Everyone agrees that under normal circumstances, in-person classroom learning is best. With the surge in COVID-19 infections, circumstances are anything but normal. Centers for Disease Control Director Dr. Robert Redfield has warned that the next three months will be “the most difficult” in public health history.
With vaccines for educators and the general public not available until after the New Year, we must act now to prevent the further spread of the virus. Now is the time to hit pause and shift to full-time remote learning in our schools until mid-January. Public safety and education should never be an experiment or a gamble — we need caution and common sense from the state.
Dr. Anthony Fauci and other infectious disease experts are warning that the next potential surge over the holidays could lead to a dark January. “We don’t need to cancel Christmas,” Fauci said, but people should rein in their festivities or we will see another big surge. “What I am saying is that we need to be really careful.”
Former FDA head Dr. Scott Gottlieb, who regularly joins Gov. Ned Lamont’s daily coronavirus briefings, warns that U.S. deaths will near 400,000 by the end of January. “As bad as things are right now, they’re going to get a lot worse.”
The governor and education commissioner have said repeatedly that they want to keep schools open for “as long as we can.” That time has come. The original state guidelines said that current infection rates in the state would “favor moving to remote learning.” The state changed those guidelines in October to say that high infection rates mean “less in-person learning.” Every day, virus outbreaks are forcing schools to reassess whether they can safely continue in-person learning; many are closing. Even European countries once seen as success stories for keeping schools open, such as Germany and the Netherlands, are changing course and closing their schools.

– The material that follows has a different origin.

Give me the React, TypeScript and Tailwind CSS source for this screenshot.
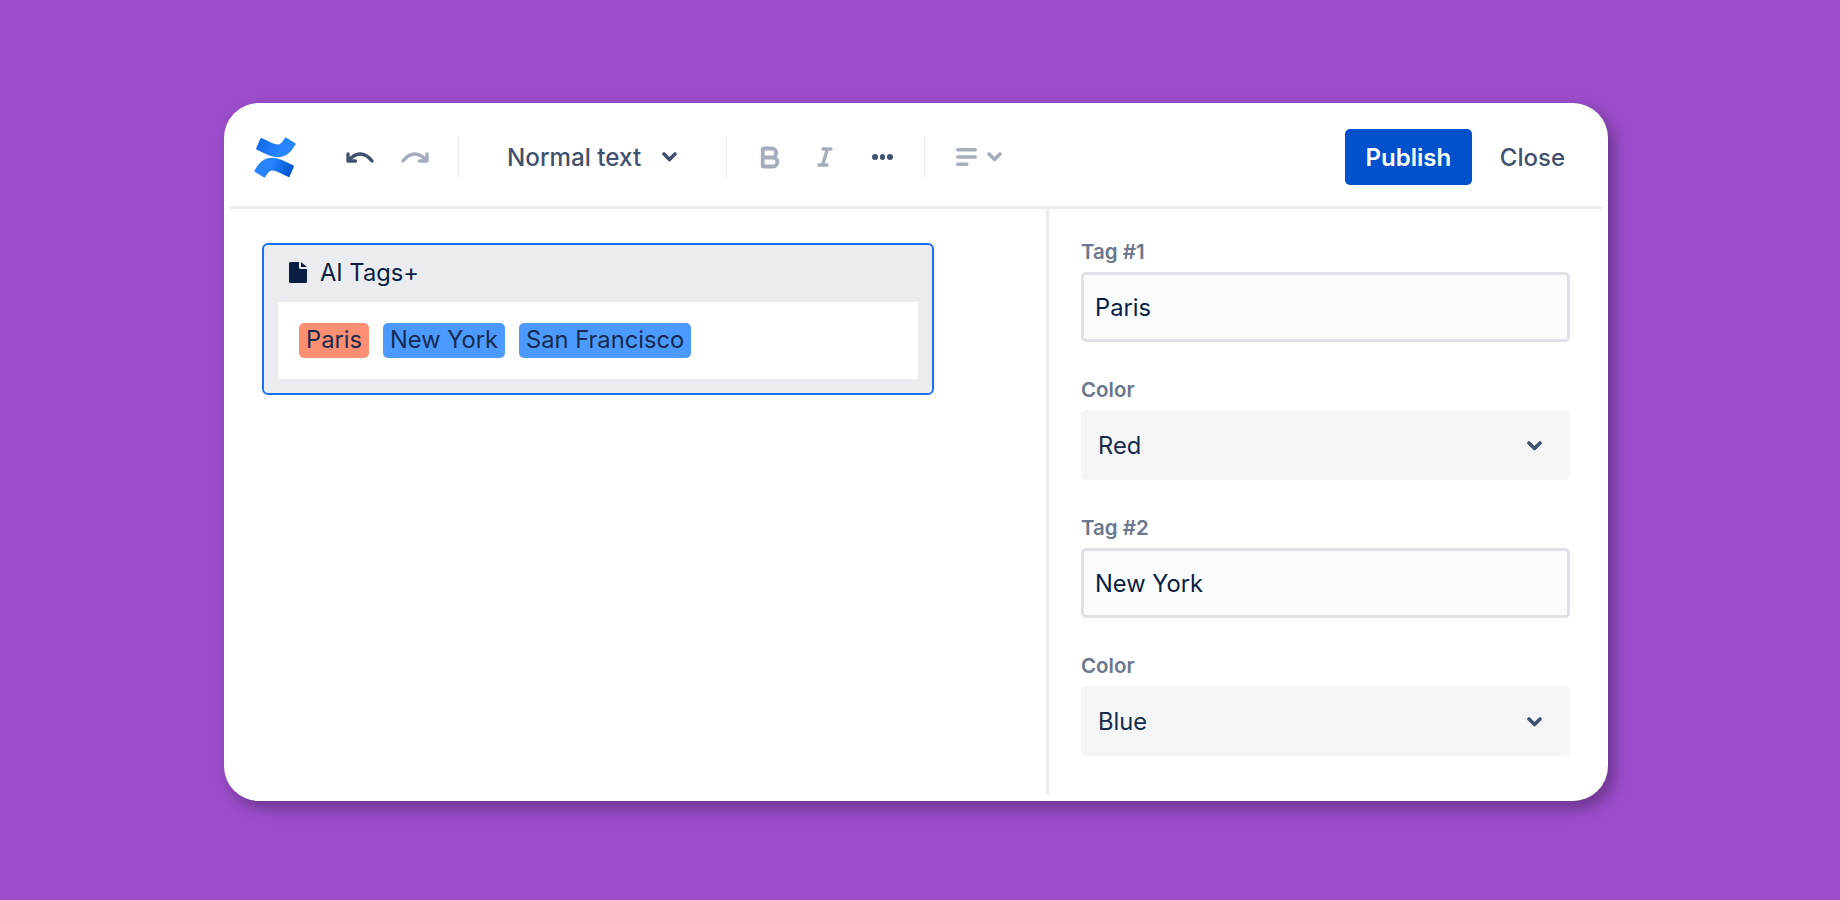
function Logo() {
  return (
    <svg width="42" height="41" viewBox="0 0 24 24" className="shrink-0">
      <defs>
        <linearGradient id="logoTop" x1="1" y1="3" x2="14" y2="8" gradientUnits="userSpaceOnUse">
          <stop offset="0" stopColor="#0F66E4" />
          <stop offset="1" stopColor="#2684FF" />
        </linearGradient>
        <linearGradient id="logoBottom" x1="22" y1="21" x2="10" y2="15" gradientUnits="userSpaceOnUse">
          <stop offset="0" stopColor="#0052CC" />
          <stop offset="1" stopColor="#2684FF" />
        </linearGradient>
      </defs>
      <path
        fill="url(#logoBottom)"
        d="M.87 18.257c-.248.382-.53.875-.763 1.245a.764.764 0 0 0 .255 1.04l4.965 3.054a.764.764 0 0 0 1.058-.26c.199-.332.454-.763.733-1.221 1.967-3.247 3.945-2.853 7.508-1.146l4.957 2.337a.764.764 0 0 0 1.028-.382l2.364-5.346a.764.764 0 0 0-.382-1 599.851 599.851 0 0 1-4.965-2.361C10.911 10.97 5.224 11.185.87 18.257z"
      />
      <path
        fill="url(#logoTop)"
        d="M23.131 5.743c.249-.405.531-.875.764-1.25a.764.764 0 0 0-.256-1.034L18.675.404a.764.764 0 0 0-1.058.26c-.195.33-.451.763-.734 1.225-1.966 3.246-3.945 2.85-7.508 1.146L4.437.694a.764.764 0 0 0-1.027.382L1.046 6.422a.764.764 0 0 0 .382 1c1.039.49 3.105 1.467 4.965 2.361 6.698 3.246 12.385 3.029 16.738-4.04z"
      />
    </svg>
  );
}

function Undo({ color, flip }: { color: string; flip?: boolean }) {
  return (
    <svg width="28" height="12" viewBox="0 0 28 12" fill="none" className={flip ? '-scale-x-100' : ''}>
      <path d="M2 3v7h7.5" stroke={color} strokeWidth="3.4" strokeLinecap="round" strokeLinejoin="round" />
      <path d="M3 9C9 2 18-.5 26 10" stroke={color} strokeWidth="3.4" strokeLinecap="round" />
    </svg>
  );
}

function BoldIcon() {
  return (
    <svg width="27" height="27" viewBox="0 0 24 24" fill="none" stroke="#A5ADBA" strokeWidth="3.4" strokeLinecap="round" strokeLinejoin="round">
      <path d="M6 12h9a4 4 0 0 1 0 8H7a1 1 0 0 1-1-1V5a1 1 0 0 1 1-1h7a4 4 0 0 1 0 8" />
    </svg>
  );
}

function ItalicIcon() {
  return (
    <svg width="24" height="24" viewBox="0 0 24 24" fill="none" stroke="#A5ADBA" strokeWidth="3.4" strokeLinecap="round">
      <path d="M18 4h-8M14 20H6M14.5 4 9.5 20" />
    </svg>
  );
}

function AlignIcon() {
  return (
    <svg width="22" height="18" viewBox="0 0 22 18" fill="#A5ADBA">
      <rect x="0" y="0" width="21" height="3.4" rx="1.7" />
      <rect x="0" y="7.3" width="21" height="3.4" rx="1.7" />
      <rect x="0" y="14.6" width="12.5" height="3.4" rx="1.7" />
    </svg>
  );
}

function Chevron({ color = '#42526E' }: { color?: string }) {
  return (
    <svg width="15" height="10" viewBox="0 0 15 10" fill="none">
      <path d="M2 2l5.5 5.5L13 2" stroke={color} strokeWidth="3.6" strokeLinecap="round" strokeLinejoin="round" />
    </svg>
  );
}

function Divider() {
  return <div className="w-[1px] h-[42px] bg-[#EBECF0] shrink-0" />;
}

function Field({ label, value }: { label: string; value: string }) {
  return (
    <div>
      <div className="text-[20.5px] leading-[24px] font-semibold text-[#6B778C] mb-[8px]">{label}</div>
      <div className="h-[70px] flex items-center border-[3px] border-[#DFE1E6] rounded-[5px] bg-[#FAFBFC] pl-[11px] pt-[2px] text-[23.7px] text-[#091E42]">
        {value}
      </div>
    </div>
  );
}

function SelectField({ label, value }: { label: string; value: string }) {
  return (
    <div>
      <div className="text-[20.5px] leading-[24px] font-semibold text-[#6B778C] mb-[8px]">{label}</div>
      <div className="h-[70px] flex items-center justify-between rounded-[5px] bg-[#F4F5F7] pl-[17px] pr-[28px] text-[23.7px] text-[#172B4D]">
        <span className="pt-[2px]">{value}</span>
        <span className="pt-[2px]"><Chevron /></span>
      </div>
    </div>
  );
}

function Tag({ color, children }: { color: string; children: string }) {
  return (
    <span className={`h-[35px] flex items-center px-[7px] pb-[2px] rounded-[5px] text-[23.7px] text-[#172B4D] ${color}`}>
      {children}
    </span>
  );
}

export default function App() {
  return (
    <div className="w-[1840px] h-[900px] bg-[#9C4DCC] pt-[103px] pl-[224px] font-['Inter',sans-serif] overflow-hidden">
      <div className="w-[1384px] h-[698px] bg-white rounded-[35px] shadow-[6px_7px_16px_rgba(0,0,0,0.32)] px-[6px] pb-[6px] flex flex-col">
        {/* Toolbar */}
        <div className="h-[106px] shrink-0 border-b-[3px] border-[#EBECF0] flex items-center pt-[5px] pl-[24px] pr-[37px]">
          <Logo />
          <div className="ml-[50px] flex items-center gap-[27px]">
            <Undo color="#42526E" />
            <Undo color="#A5ADBA" flip />
          </div>
          <div className="ml-[29px]"><Divider /></div>
          <div className="ml-[48px] pt-[2px] text-[24.2px] font-medium text-[#42526E]">Normal text</div>
          <div className="ml-[21px]"><Chevron /></div>
          <div className="ml-[49px]"><Divider /></div>
          <div className="ml-[29px]"><BoldIcon /></div>
          <div className="ml-[30px]"><ItalicIcon /></div>
          <div className="ml-[35px] flex gap-[2px]">
            <span className="w-[5.5px] h-[5.5px] rounded-full bg-[#42526E]" />
            <span className="w-[5.5px] h-[5.5px] rounded-full bg-[#42526E]" />
            <span className="w-[5.5px] h-[5.5px] rounded-full bg-[#42526E]" />
          </div>
          <div className="ml-[31px]"><Divider /></div>
          <div className="ml-[31px]"><AlignIcon /></div>
          <div className="ml-[9px]"><Chevron color="#A5ADBA" /></div>
          <div className="ml-auto flex items-center gap-[28px]">
            <button className="w-[127px] h-[56px] pt-[1px] bg-[#0052CC] rounded-[5px] text-white text-[24px] font-semibold">Publish</button>
            <button className="pt-[2px] text-[24px] font-medium text-[#42526E]">Close</button>
          </div>
        </div>

        <div className="flex-1 flex">
          {/* Editor */}
          <div className="w-[819px] shrink-0 border-r-[3px] border-[#EBECF0] pl-[32px] pt-[34px]">
            <div className="w-[672px] h-[152px] border-2 border-[#1B6FF0] rounded-[6px] bg-[#EBECF0] px-[14px] flex flex-col">
              <div className="h-[57px] shrink-0 flex items-center pl-[11px] pb-[2px] gap-[13px] text-[23.7px] text-[#091E42]">
                <svg width="18" height="21" viewBox="0 0 18 21" fill="#091E42">
                  <path d="M1.5 0H10v5.5A1.5 1.5 0 0 0 11.5 7H18v12.5a1.5 1.5 0 0 1-1.5 1.5h-15A1.5 1.5 0 0 1 0 19.5v-18A1.5 1.5 0 0 1 1.5 0zM12 0l6 5h-6z" />
                </svg>
                AI Tags+
              </div>
              <div className="h-[77px] shrink-0 bg-white flex items-center pl-[21px] gap-[14px]">
                <Tag color="bg-[#FF8F73]">Paris</Tag>
                <Tag color="bg-[#4C9AFF]">New York</Tag>
                <Tag color="bg-[#4C9AFF]">San Francisco</Tag>
              </div>
            </div>
          </div>

          {/* Side panel */}
          <div className="flex-1 pl-[32px] pr-[32px] pt-[31px] flex flex-col gap-[36px]">
            <Field label="Tag #1" value="Paris" />
            <SelectField label="Color" value="Red" />
            <Field label="Tag #2" value="New York" />
            <SelectField label="Color" value="Blue" />
          </div>
        </div>
      </div>
    </div>
  );
}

Let’s face facts: In the midst of a pandemic, schools are not the safest place for children or educators. School districts and local health departments are struggling to keep up with contact tracing as the number of new community and school cases overwhelms the health departments. Most schools have inadequate ventilation systems, persistent and worsening shortages of teachers and staff who are ill or quarantining, and a troubling lack of consistency in COVID-19 reporting and safety protocols.
While dozens of schools have taken proactive steps to move to all-distance learning through mid-January, our state remains a patchwork of partially opened districts, hybrid and fully remote learning. School districts must be spared the daily decisions about whether and when to close — decisions that often come too late, disrupt routines and schedules, and add to the stress and anxiety already rampant in our communities.
Rather than wait for another surge after the winter break, one that could put countless members of the education community at risk, the state must be proactive and pause in-person learning until after the holiday spike. It will provide a layer of safety that all Connecticut residents desperately need and deserve.